Chef Lou Makes Finger Steaks a Westside Favorite

Westside drive in

When Flavored Nation, a culinary festival that showcases an iconic food from each of the 50 states in the U.S., chose finger steaks to represent Idaho, they called Chef Lou Aaron of Westside Drive In to show 'em how it's done.

The Westside has been serving up classic drive-in fare since 1957. When Chef Lou took it over in 1994, the finger steaks were not made in-house but were a frozen product. Chef Lou began making them from scratch.  

Although Chef Lou created their original recipe, next in line for the finger steak throne is his son, Chef Josh Aaron. As a teenager Josh was a part of the business by force, but now he’s all in by choice. 

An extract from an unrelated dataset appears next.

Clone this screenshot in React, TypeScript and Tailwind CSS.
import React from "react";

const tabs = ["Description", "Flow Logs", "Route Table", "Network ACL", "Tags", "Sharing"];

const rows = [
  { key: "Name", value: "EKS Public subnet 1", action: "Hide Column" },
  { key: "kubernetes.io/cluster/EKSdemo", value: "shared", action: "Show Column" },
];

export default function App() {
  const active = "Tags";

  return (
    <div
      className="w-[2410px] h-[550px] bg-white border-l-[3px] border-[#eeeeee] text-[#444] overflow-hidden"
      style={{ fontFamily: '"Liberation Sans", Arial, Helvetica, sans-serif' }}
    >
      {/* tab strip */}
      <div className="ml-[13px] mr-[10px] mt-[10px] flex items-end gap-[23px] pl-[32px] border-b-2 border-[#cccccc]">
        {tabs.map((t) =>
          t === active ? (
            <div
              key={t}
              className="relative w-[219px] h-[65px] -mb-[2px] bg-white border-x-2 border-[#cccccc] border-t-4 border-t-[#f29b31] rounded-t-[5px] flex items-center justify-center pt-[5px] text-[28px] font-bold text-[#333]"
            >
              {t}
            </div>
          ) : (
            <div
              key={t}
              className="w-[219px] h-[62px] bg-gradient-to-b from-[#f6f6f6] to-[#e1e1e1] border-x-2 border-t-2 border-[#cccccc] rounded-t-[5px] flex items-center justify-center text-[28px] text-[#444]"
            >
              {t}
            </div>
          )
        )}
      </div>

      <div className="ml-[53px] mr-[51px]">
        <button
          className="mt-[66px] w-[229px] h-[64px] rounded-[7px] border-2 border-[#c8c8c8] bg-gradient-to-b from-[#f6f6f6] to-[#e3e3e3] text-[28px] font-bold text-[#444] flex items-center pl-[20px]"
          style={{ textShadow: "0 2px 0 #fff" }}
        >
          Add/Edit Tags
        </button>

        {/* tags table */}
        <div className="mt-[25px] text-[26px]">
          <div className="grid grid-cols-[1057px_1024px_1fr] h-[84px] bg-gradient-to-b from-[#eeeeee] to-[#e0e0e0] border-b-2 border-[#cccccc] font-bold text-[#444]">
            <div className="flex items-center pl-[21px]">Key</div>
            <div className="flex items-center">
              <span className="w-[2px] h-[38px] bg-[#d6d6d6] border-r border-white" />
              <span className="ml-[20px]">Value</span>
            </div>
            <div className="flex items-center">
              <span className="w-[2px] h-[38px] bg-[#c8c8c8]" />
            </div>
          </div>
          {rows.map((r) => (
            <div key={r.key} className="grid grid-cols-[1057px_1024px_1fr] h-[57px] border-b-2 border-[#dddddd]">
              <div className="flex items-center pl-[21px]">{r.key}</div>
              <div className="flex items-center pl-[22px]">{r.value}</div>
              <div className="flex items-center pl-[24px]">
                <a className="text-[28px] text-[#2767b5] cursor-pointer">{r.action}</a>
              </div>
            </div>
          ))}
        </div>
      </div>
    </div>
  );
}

There is no doubt they are doing it right, given they were voted Best Finger Steak in the Idaho Statesman’s Best of the Treasure Valley contest eight years running. Josh jokes that the newspaper ended up discontinuing the category since the winner was always the same. Further proof that the Westside is known for their finger steaks? Guy Fieri brought his Food Network show, Diners, Drive-Ins and Dives, here to get the inside scoop on this uniquely Idaho dish. 

how they do it

The Westside uses beef shoulder tender. Josh has tried various cuts of meat including eye of ribeye and beef knuckle but always returns to the tender because it stays the most, well, tender!  Josh’s most important tip is to cut the meat against the grain. Finger steak faux pas number one is when the meat pulls out of the breading when bitten into. Slicing the meat this way is assurance against that happening.  The Westside then dredges the meat in flour, followed by a dip in tempura batter. After frying, the crispy, golden finger steaks are served with a side of house-made cocktail sauce.  

fingersteaks are a big hit with Customers

Finger steaks are in the top four sellers at Westside's two locations. Get them a la carte or with fries or tots and a slab of grilled garlic bread for a tasty and satisfying meal.

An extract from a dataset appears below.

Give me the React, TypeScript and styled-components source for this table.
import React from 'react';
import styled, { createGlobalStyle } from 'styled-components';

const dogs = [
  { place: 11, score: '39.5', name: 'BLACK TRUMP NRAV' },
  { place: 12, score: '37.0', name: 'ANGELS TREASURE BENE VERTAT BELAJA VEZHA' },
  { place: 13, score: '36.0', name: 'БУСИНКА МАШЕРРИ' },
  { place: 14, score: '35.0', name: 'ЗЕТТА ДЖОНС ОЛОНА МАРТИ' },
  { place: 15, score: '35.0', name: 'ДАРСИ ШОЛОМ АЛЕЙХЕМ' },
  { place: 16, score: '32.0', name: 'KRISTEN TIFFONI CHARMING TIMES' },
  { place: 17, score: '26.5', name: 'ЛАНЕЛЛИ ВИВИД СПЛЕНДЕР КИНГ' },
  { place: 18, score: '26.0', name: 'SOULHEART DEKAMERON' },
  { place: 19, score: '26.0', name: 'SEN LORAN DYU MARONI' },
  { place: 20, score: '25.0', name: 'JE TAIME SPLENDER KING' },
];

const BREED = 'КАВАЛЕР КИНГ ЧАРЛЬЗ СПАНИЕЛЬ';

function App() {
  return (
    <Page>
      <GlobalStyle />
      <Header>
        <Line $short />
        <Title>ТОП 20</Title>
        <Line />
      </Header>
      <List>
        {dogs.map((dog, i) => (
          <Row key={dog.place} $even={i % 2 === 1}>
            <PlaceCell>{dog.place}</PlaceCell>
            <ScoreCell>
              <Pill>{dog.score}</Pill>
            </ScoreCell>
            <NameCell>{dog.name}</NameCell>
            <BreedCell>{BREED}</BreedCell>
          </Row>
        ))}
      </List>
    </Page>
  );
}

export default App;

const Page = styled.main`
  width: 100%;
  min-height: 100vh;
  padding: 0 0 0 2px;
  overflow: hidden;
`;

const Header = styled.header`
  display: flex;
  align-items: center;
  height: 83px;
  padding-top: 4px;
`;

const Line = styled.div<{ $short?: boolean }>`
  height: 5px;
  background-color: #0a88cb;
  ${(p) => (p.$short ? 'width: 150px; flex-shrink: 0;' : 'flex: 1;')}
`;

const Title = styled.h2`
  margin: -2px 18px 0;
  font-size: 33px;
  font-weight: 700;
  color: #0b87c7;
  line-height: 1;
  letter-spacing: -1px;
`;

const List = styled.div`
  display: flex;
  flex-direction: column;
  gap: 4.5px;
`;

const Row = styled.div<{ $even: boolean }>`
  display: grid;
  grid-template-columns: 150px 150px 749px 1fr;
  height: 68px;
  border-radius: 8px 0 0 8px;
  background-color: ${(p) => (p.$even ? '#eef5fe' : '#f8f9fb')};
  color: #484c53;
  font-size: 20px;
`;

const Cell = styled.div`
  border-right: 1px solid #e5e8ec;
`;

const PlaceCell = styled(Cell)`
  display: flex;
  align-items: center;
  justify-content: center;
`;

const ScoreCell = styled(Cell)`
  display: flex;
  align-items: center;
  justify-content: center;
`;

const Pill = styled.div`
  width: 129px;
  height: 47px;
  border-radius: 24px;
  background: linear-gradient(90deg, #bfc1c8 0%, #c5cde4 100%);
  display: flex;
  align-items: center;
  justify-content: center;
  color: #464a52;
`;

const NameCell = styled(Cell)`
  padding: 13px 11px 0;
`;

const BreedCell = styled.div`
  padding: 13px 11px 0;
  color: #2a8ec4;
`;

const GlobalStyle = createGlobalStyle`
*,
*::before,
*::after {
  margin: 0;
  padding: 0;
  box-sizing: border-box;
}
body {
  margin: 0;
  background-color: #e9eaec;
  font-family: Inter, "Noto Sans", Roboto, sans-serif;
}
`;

westside finger steak recipe

If you are ready to put your mad kitchen skills to the test, Chef Lou's recipe will guide you through the process.


• 2 1/2 cups flour, divided 

• 4 teaspoons black pepper, divided 

• 1 tablespoon, plus 2 teaspoons granulated garlic, divided 

• 1 tablespoon seasoning salt 

• 1/2 cup cornstarch 

• 1 tablespoon chicken bouillon powder 

• 2 teaspoons baking powder 

• 2 cups water 

• 1 pound beef shoulder tender, cut into 1/2-inch by 3-inch strips 

• Vegetable shortening or high-heat oil, for deep frying


1. Combine 1 cup flour, 2 teaspoons black pepper, 2 teaspoons granulated garlic and seasoning salt. Set aside. 

2. In large bowl, whisk together remaining flour, pepper, garlic, cornstarch, bouillon powder and baking powder. Slowly pour in water, whisking constantly, and mix until smooth. Stir in food color, if desired. 

3. Fill small Dutch oven or wok with shortening to a depth of at least 2 inches. Heat over medium-high heat until it reads between 350°F to 375°F with candy or deep-fry thermometer. 

4. Coat beef strips in reserved seasoned flour, and shake off excess. Dip strips individually in batter, let drip and carefully place into hot oil. If necessary, cook in batches to avoid crowding. Cook for 30 seconds, turn and cook additional 30 seconds. Coating should be crisp and deep golden. 

5. Remove finger steaks with slotted spoon. Drain on paper towels. Serve with cocktail sauce (recipe below). 


Westside Cocktail Sauce 

 • 1 cup chili sauce 

• 1 tablespoon prepared horseradish 

• 2 tablespoons lemon juice 

Mix ingredients well, and refrigerate for up to three days.